Enhancing Classification with Semi-Supervised Deep Learning Using Distance-Based Sample Weights
Aydin Abedinia, Shima Tabakhi, Vahid Seydi
TL;DR
The paper tackles classification under limited labeled data by introducing a distance-based weighting scheme that assigns each training sample a continuous weight based on its proximity to the test distribution. The weights are computed as $w_i = \frac{1}{M} \sum_{j=1}^{M} \exp(-\lambda d(x_i, x'_j))$ and incorporated into the loss via $L_{weighted} = \frac{1}{N} \sum_{i=1}^{N} w_i \mathcal{L}(y_i, f(x_i; \theta))$, with distances chosen per dataset (e.g., Euclidean, Hamming, Cosine, Jaccard) and hyperparameters tuned accordingly.
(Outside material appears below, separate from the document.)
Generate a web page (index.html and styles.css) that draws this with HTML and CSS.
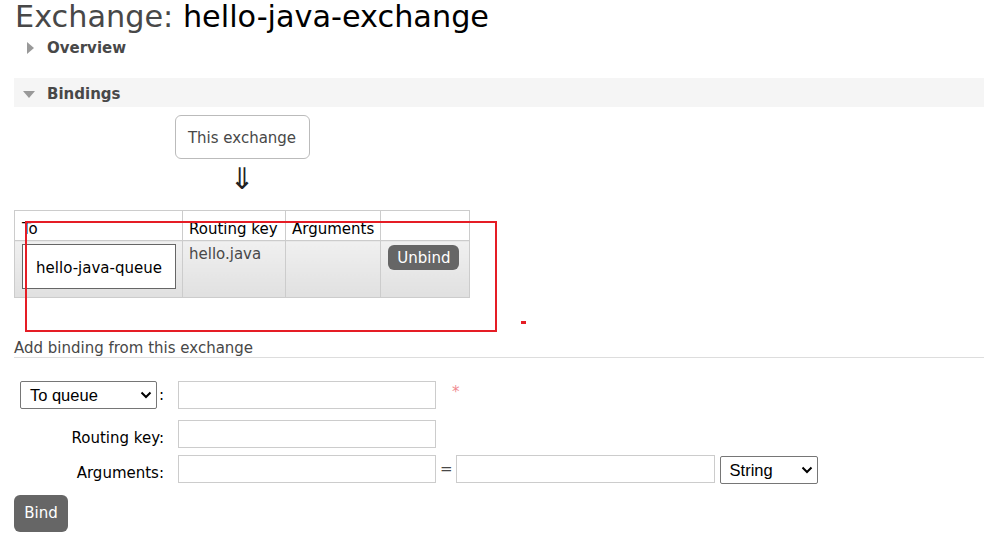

Experiments on twelve benchmarks show the weighted approach improves accuracy, precision, recall, F1, and AUC over baselines and inverse-distance weighting, especially in imbalanced and data-scarce settings. The method offers a robust and scalable solution for semi-supervised learning with potential impact in domains such as healthcare and security where labeled data are scarce.
Abstract
Recent advancements in semi-supervised deep learning have introduced effective strategies for leveraging both labeled and unlabeled data to improve classification performance. This work proposes a semi-supervised framework that utilizes a distance-based weighting mechanism to prioritize critical training samples based on their proximity to test data. By focusing on the most informative examples, the method enhances model generalization and robustness, particularly in challenging scenarios with noisy or imbalanced datasets. Building on techniques such as uncertainty consistency and graph-based representations, the approach addresses key challenges of limited labeled data while maintaining scalability. Experiments on twelve benchmark datasets demonstrate significant improvements across key metrics, including accuracy, precision, and recall, consistently outperforming existing methods. This framework provides a robust and practical solution for semi-supervised learning, with potential applications in domains such as healthcare and security where data limitations pose significant challenges.